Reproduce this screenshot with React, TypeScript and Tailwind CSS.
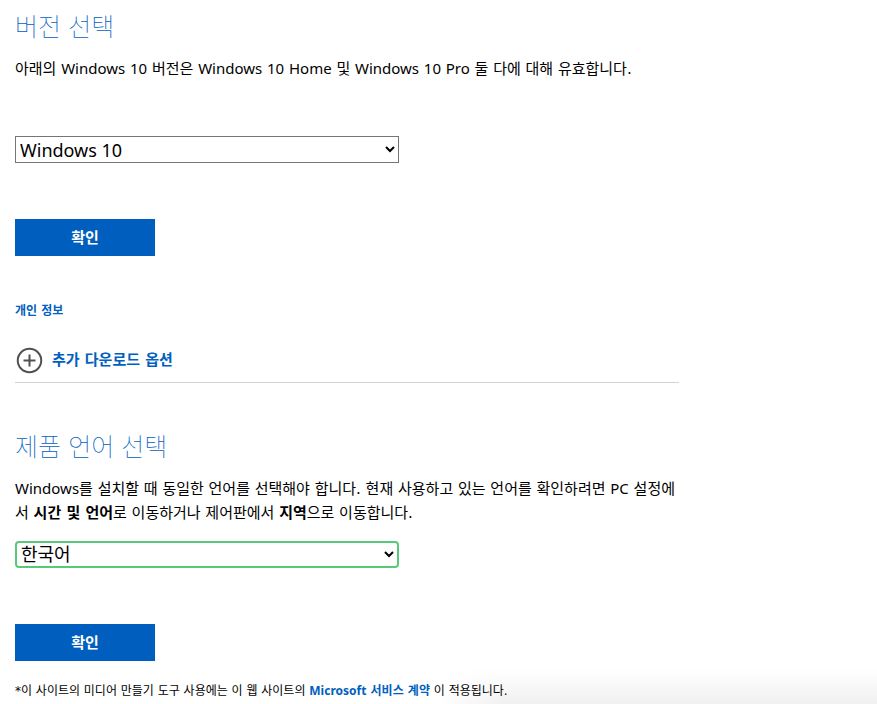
import { useState, type ReactNode } from "react";

function Heading({ children }: { children: ReactNode }) {
  return (
    <h2 className="text-[25px] leading-7 font-thin text-[#0060bf] font-['DejaVu_Sans_Condensed','Noto_Sans_CJK_KR',sans-serif]">
      {children}
    </h2>
  );
}

function Latin({ children }: { children: ReactNode }) {
  return (
    <span lang="en" className="leading-none font-['Noto_Sans',sans-serif]">
      {children}
    </span>
  );
}

function ConfirmButton() {
  return (
    <button
      type="submit"
      className="mt-14 block h-[37px] w-[140px] bg-[#005fbe] text-[15px] leading-6 font-bold text-white"
    >
      확인
    </button>
  );
}

function PlusCircle() {
  return (
    <svg width="27" height="27" viewBox="0 0 27 27" fill="none" stroke="#505050" strokeWidth="2" aria-hidden="true">
      <circle cx="13.5" cy="13.5" r="11.75" />
      <path d="M7.5 13.5h12M13.5 7.5v12" />
    </svg>
  );
}

export default function App() {
  const [edition, setEdition] = useState("win10");
  const [language, setLanguage] = useState("ko");

  return (
    <div className="relative overflow-hidden bg-white px-[15px] pt-[14px] pb-1 text-[15px] leading-6 text-black font-['DejaVu_Sans','Noto_Sans_CJK_KR',sans-serif]">
      <main className="max-w-[664px]">
        <form onSubmit={(e) => e.preventDefault()}>
          <Heading>버전 선택</Heading>
          <p className="mt-[15px]">
            아래의 <Latin>Windows</Latin> <Latin>10</Latin> 버전은 <Latin>Windows</Latin> <Latin>10</Latin>{" "}
            <Latin>Home</Latin> 및 <Latin>Windows</Latin> <Latin>10</Latin> <Latin>Pro</Latin> 둘 다에 대해 유효합니다.
          </p>
          <select
            aria-label="버전 선택"
            value={edition}
            onChange={(e) => setEdition(e.target.value)}
            className="mt-[55px] block h-[27px] w-full max-w-[384px] border border-[#767676] bg-white text-[18px] leading-6 font-['Noto_Sans',sans-serif]"
          >
            <option value="win10">Windows 10</option>
          </select>
          <ConfirmButton />
        </form>

        <a href="#privacy" className="mt-[47px] block w-fit text-xs leading-4 font-bold text-[#0060bf]">
          개인 정보
        </a>
        <div className="mt-[27px] border-b border-[#d2d2d2] pb-2">
          <button type="button" aria-expanded="false" className="flex h-7 items-center gap-[9px] pl-px font-bold text-[#0060bf]">
            <PlusCircle />
            추가 다운로드 옵션
          </button>
        </div>

        <form className="mt-[51px]" onSubmit={(e) => e.preventDefault()}>
          <Heading>제품 언어 선택</Heading>
          <p className="mt-[15px]">
            <Latin>Windows</Latin>를 설치할 때 동일한 언어를 선택해야 합니다. 현재 사용하고 있는 언어를 확인하려면{" "}
            <Latin>PC</Latin> 설정에서 <strong>시간 및 언어</strong>로 이동하거나 제어판에서 <strong>지역</strong>으로
            이동합니다.
          </p>
          <select
            aria-label="제품 언어 선택"
            value={language}
            onChange={(e) => setLanguage(e.target.value)}
            className="mt-4 block h-[27px] w-full max-w-[384px] rounded-[4px] border-2 border-[#57ca7a] bg-white text-[18px] leading-6"
          >
            <option value="ko">한국어</option>
          </select>
          <ConfirmButton />
        </form>

        <p className="mt-5 text-xs leading-5">
          *이 사이트의 미디어 만들기 도구 사용에는 이 웹 사이트의{" "}
          <a href="#terms" className="font-bold text-[#0060bf]">
            <Latin>Microsoft</Latin> 서비스 계약
          </a>{" "}
          이 적용됩니다.
        </p>
      </main>
      <div className="pointer-events-none absolute right-0 bottom-0 h-9 w-1/2 bg-linear-to-b from-transparent to-black/6 mask-l-from-85%" />
    </div>
  );
}
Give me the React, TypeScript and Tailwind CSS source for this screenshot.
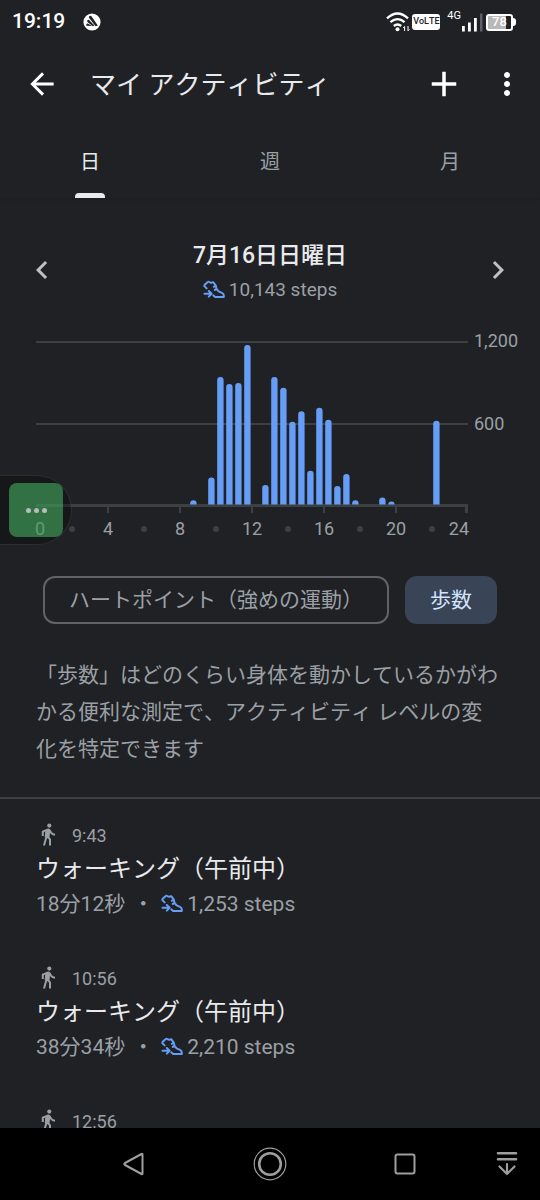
import { MdArrowBack, MdAdd, MdMoreVert, MdChevronLeft, MdChevronRight } from 'react-icons/md';

// steps per half hour slot
const steps = [
  { slot: 17, count: 38 },
  { slot: 19, count: 205 },
  { slot: 20, count: 945 },
  { slot: 21, count: 893 },
  { slot: 22, count: 900 },
  { slot: 23, count: 1180 },
  { slot: 25, count: 150 },
  { slot: 26, count: 945 },
  { slot: 27, count: 865 },
  { slot: 28, count: 615 },
  { slot: 29, count: 693 },
  { slot: 30, count: 255 },
  { slot: 31, count: 718 },
  { slot: 32, count: 630 },
  { slot: 33, count: 143 },
  { slot: 34, count: 232 },
  { slot: 35, count: 38 },
  { slot: 38, count: 58 },
  { slot: 39, count: 30 },
  { slot: 44, count: 623 },
];

type Activity = {
  time: string;
  title?: string;
  duration?: string;
  steps?: string;
};

const activities: Activity[] = [
  { time: '9:43', title: 'ウォーキング（午前中）', duration: '18分12秒', steps: '1,253' },
  { time: '10:56', title: 'ウォーキング（午前中）', duration: '38分34秒', steps: '2,210' },
  { time: '12:56' },
];

function ShoeIcon() {
  return (
    <svg
      viewBox="0 0 22 20"
      className="w-[22px] h-5 shrink-0"
      fill="none"
      stroke="#669df6"
      strokeWidth="2"
      strokeLinecap="round"
      strokeLinejoin="round"
      aria-hidden="true"
    >
      <path d="M3.6 8.4 1.6 6.4Q1 5.6 1.7 4.8L4.8 2Q5.6 1.4 6.3 2 8 3.3 10.200 2.200L12.800 5.600 10.800 6.800M12.800 5.600 13.500 8.800 11.800 9.900M13.500 8.800 15.600 11.400 19 12.800Q20.800 13.600 20.800 15.400V17H12.200L10.400 15.400" />
      <path d="M1.500 13.800H8M5.800 11 8.600 13.800 5.800 16.600" />
    </svg>
  );
}

function WalkIcon() {
  return (
    <svg
      viewBox="0 0 24 24"
      className="w-6 h-6 shrink-0"
      fill="none"
      stroke="#9aa0a6"
      strokeWidth="2"
      strokeLinejoin="round"
      aria-hidden="true"
    >
      <circle cx="13.3" cy="2.6" r="2.1" fill="#9aa0a6" stroke="none" />
      <path d="M6.8 13V8.6L11.6 6.6Q13 6.2 13.8 7.6L15 9.6Q16.4 11.5 19 11.7" />
      <path d="M10 7 13.800 8 12.800 15 9.200 14Z" fill="#9aa0a6" strokeWidth="1" />
      <path d="M10.800 12.500 8 22.500M11.500 13.500 14 16.300V22.500" />
    </svg>
  );
}

function StatusBar() {
  return (
    <div className="flex items-center h-11 pl-3 pr-6 text-white shrink-0">
      <span className="text-[21px] font-medium">19:19</span>
      <svg viewBox="0 0 18 18" className="w-[18px] h-[18px] ml-[18px]" aria-hidden="true">
        <circle cx="9" cy="9" r="8.6" fill="#fff" />
        <path d="M6.2 3.2Q7.6 2.2 8.6 3.6L14.8 12.4 12.6 13.2 6.4 5.2Q5.4 4 6.2 3.2ZM4.4 7.2Q5.4 6.2 6.6 7.4L11.4 12.6 10 13.2 5 9.4Q3.6 8.4 4.4 7.2ZM3.4 11.2Q4 10.2 5.2 10.8L9 13 3.8 12.8Q2.8 12.2 3.4 11.2Z" fill="#202124" />
      </svg>
      <div className="flex items-center ml-auto">
        <svg viewBox="0 0 25 20" className="w-[25px] h-5" fill="none" stroke="#fff" aria-hidden="true">
          <path d="M1 6.4Q11.5-3.4 22 6.4M4.4 10.2Q11.5 4 18.6 10.2M7.8 14Q11.5 11 15.2 14" strokeWidth="2.3" />
          <circle cx="11.5" cy="17.2" r="2" fill="#fff" stroke="none" />
          <path d="M18.6 19V14.5L17.2 16M22 14V18.8L23.4 17.3" strokeWidth="1" />
        </svg>
        <span className="flex items-center justify-center w-7 h-4 ml-px rounded-[3px] bg-white text-[#202124] text-[9px] font-medium">
          VoLTE
        </span>
        <span className="ml-[7px] mb-3 text-[11px] leading-3">4G</span>
        <svg viewBox="0 0 22 20" className="w-[22px] h-5" aria-hidden="true">
          <path d="M1 14H3.8V19.5H1ZM7 10.5H9.8V19.5H7ZM13 6H15.8V19.5H13Z" fill="#fff" />
          <path d="M19 1.5H21.5V19.5H19Z" fill="#5f6064" />
        </svg>
        <div className="flex items-center ml-[3px]">
          <div className="flex items-center justify-center w-[27px] h-[17px] border-2 border-white rounded-[3px] bg-linear-to-r from-[#b8b8b8] from-80% to-[#202124] to-80% text-[13px] font-medium">
            78
          </div>
          <div className="w-[3px] h-2 bg-white rounded-r-sm" />
        </div>
      </div>
    </div>
  );
}

function StepsChart() {
  const labels = [4, 8, 12, 16, 20];
  const dots = [2, 6, 10, 14, 18, 22];

  return (
    <div className="relative">
      <svg viewBox="0 0 540 220" className="block w-full" role="img" aria-label="歩数">
        <g fill="#3c4043">
          <rect x="36" y="11" width="432" height="2" />
          <rect x="36" y="93" width="432" height="2" />
          <rect x="36" y="174" width="432" height="3" />
          {labels.map((hour) => (
            <rect key={hour} x={35 + hour * 18} y="177" width="2" height="6" />
          ))}
          <rect x="465" y="177" width="3" height="6" />
          {dots.map((hour) => (
            <circle key={hour} cx={36 + hour * 18} cy="199" r="3" />
          ))}
        </g>
        <g fill="#669df6">
          {steps.map(({ slot, count }) => {
            const x = 37.2 + slot * 9;
            const top = 175.5 - count * 0.136;
            return <path key={slot} d={`M${x} 174.5V${top + 3}a3.2 3 0 0 1 6.4 0V174.5Z`} />;
          })}
        </g>
        <g fill="#9aa0a6" fontSize="18">
          <text x="474" y="17">1,200</text>
          <text x="474" y="100">600</text>
          <text x="35" y="205">0</text>
          {labels.map((hour) => (
            <text key={hour} x={36 + hour * 18} y="205" textAnchor="middle">{hour}</text>
          ))}
          <text x="469" y="205" textAnchor="end">24</text>
        </g>
      </svg>

      {/* floating assistant bubble */}
      <div className="absolute left-0 bottom-[5px] flex items-center justify-end w-[72px] h-[70px] pr-2 rounded-r-full border border-l-0 border-white/10 bg-black/30">
        <button aria-label="メニュー" className="flex items-center justify-center gap-[3px] w-[54px] h-[54px] rounded-lg bg-[#4bcb6e]/50">
          <span className="w-[5px] h-[5px] rounded-full bg-[#b3bfb5]" />
          <span className="w-[5px] h-[5px] rounded-full bg-[#b3bfb5]" />
          <span className="w-[5px] h-[5px] rounded-full bg-[#b3bfb5]" />
        </button>
      </div>
    </div>
  );
}

function NavBar() {
  return (
    <nav className="flex items-center h-[72px] pl-[66px] bg-black shrink-0">
      <button aria-label="戻る" className="flex flex-1 justify-center">
        <svg viewBox="0 0 24 24" className="w-6 h-6" fill="none" stroke="#9e9e9e" strokeWidth="2" strokeLinejoin="round">
          <path d="M20.5 2.5V21.5Q20.5 22.5 19.5 22L3 13Q1.6 12 3 11L19.5 2Q20.5 1.5 20.5 2.5Z" />
        </svg>
      </button>
      <button aria-label="ホーム" className="flex flex-1 justify-center">
        <svg viewBox="0 0 34 34" className="w-[34px] h-[34px]" fill="none" stroke="#9e9e9e">
          <circle cx="17" cy="17" r="15.8" strokeWidth="1.2" />
          <circle cx="17" cy="17" r="10.8" strokeWidth="2.6" />
        </svg>
      </button>
      <button aria-label="履歴" className="flex flex-1 justify-center">
        <svg viewBox="0 0 24 24" className="w-6 h-6" fill="none" stroke="#9e9e9e" strokeWidth="2">
          <rect x="2.5" y="2.5" width="19" height="19" rx="2" />
        </svg>
      </button>
      <button aria-label="通知" className="flex justify-center w-[67px]">
        <svg viewBox="0 0 24 26" className="w-6 h-[26px]" fill="none" stroke="#9e9e9e" strokeWidth="2.6" strokeLinecap="round">
          <path d="M3 2.3H21M3 8.3H21" />
          <path d="M12 13V23M4.5 15.5 12 23 19.5 15.5" strokeWidth="2.2" strokeLinejoin="round" />
        </svg>
      </button>
    </nav>
  );
}

export default function App() {
  return (
    <div
      lang="ja"
      className="flex flex-col h-screen overflow-hidden bg-[#202124] text-[#e8eaed] font-[Roboto,'Noto_Sans_CJK_JP',sans-serif] [font-kerning:none]"
    >
      <StatusBar />

      <header className="flex items-center h-20 pl-7 pr-[15px] shrink-0">
        <button aria-label="戻る">
          <MdArrowBack className="w-7 h-9 scale-125 text-white" />
        </button>
        <h1 className="ml-[34px] pt-0.5 text-[26px] leading-9">マイ アクティビティ</h1>
        <button aria-label="追加" className="ml-auto">
          <MdAdd className="w-[42px] h-[42px] text-white" />
        </button>
        <button aria-label="その他" className="ml-6">
          <MdMoreVert className="w-9 h-9 text-white" />
        </button>
      </header>

      <div role="tablist" className="grid grid-cols-3 h-[74px] text-[20px] text-[#9aa0a6] shadow-sm shrink-0">
        <button role="tab" aria-selected="true" className="relative pt-0.5 text-[#e8eaed]">
          日
          <span className="absolute bottom-0 left-1/2 -translate-x-1/2 w-[30px] h-[5px] rounded-t bg-[#e8eaed]" />
        </button>
        <button role="tab" aria-selected="false" className="pt-0.5">週</button>
        <button role="tab" aria-selected="false" className="pt-0.5">月</button>
      </div>

      <main className="flex-1 min-h-0 overflow-hidden">
        <section className="pt-[38px]">
          <div className="flex items-center justify-between px-6 h-[68px]">
            <button aria-label="前の日">
              <MdChevronLeft className="w-9 h-9 text-[#bdc1c6]" />
            </button>
            <div className="flex flex-col items-center pt-1">
              <h2 className="text-[23px] leading-9 font-medium">7月16日日曜日</h2>
              <div className="flex items-center gap-1 text-[19px] leading-8 text-[#9aa0a6]">
                <ShoeIcon />
                10,143 steps
              </div>
            </div>
            <button aria-label="次の日">
              <MdChevronRight className="w-9 h-9 text-[#bdc1c6]" />
            </button>
          </div>

          <div className="mt-[26px]">
            <StepsChart />
          </div>

          <div className="flex gap-4 px-[43px] mt-[26px] text-[21px]">
            <button className="h-12 pt-0.5 px-6 border-2 border-[#5f6368] rounded-xl text-[#9aa0a6] whitespace-nowrap">
              ハートポイント（強めの運動）
            </button>
            <button className="h-12 pt-0.5 px-[25px] rounded-xl bg-[#394457] text-[#d2e3fc] whitespace-nowrap">
              歩数
            </button>
          </div>

          <p className="pl-9 pr-10 mt-[33px] pb-[29px] text-[21px] leading-[37px] text-[#9aa0a6] border-b-2 border-[#3c4043]">
            「歩数」はどのくらい身体を動かしているかがわかる便利な測定で、アクティビティ レベルの変化を特定できます
          </p>
        </section>

        <ul className="flex flex-col gap-[46px] px-9 pt-6">
          {activities.map((activity) => (
            <li key={activity.time}>
              <div className="flex items-center gap-3 h-6 text-[18px] text-[#9aa0a6]">
                <WalkIcon />
                {activity.time}
              </div>
              {activity.title && <h3 className="mt-1 text-[24px] leading-9">{activity.title}</h3>}
              {activity.steps && (
                <div className="flex items-center mt-px text-[21px] leading-8 text-[#9aa0a6]">
                  {activity.duration}
                  <span className="w-9 text-center">・</span>
                  <ShoeIcon />
                  <span className="ml-1">{activity.steps} steps</span>
                </div>
              )}
            </li>
          ))}
        </ul>
      </main>

      <NavBar />
    </div>
  );
}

#####

**THE TASK**
Using the listing above, repeat word for word each line from the one with "Give me the" down to the one with "MdMoreVert, MdChevronLeft, MdChevronRight", both included. Omit all pictures.

**RESPONSE**
Give me the React, TypeScript and Tailwind CSS source for this screenshot.
import { MdArrowBack, MdAdd, MdMoreVert, MdChevronLeft, MdChevronRight } from 'react-icons/md';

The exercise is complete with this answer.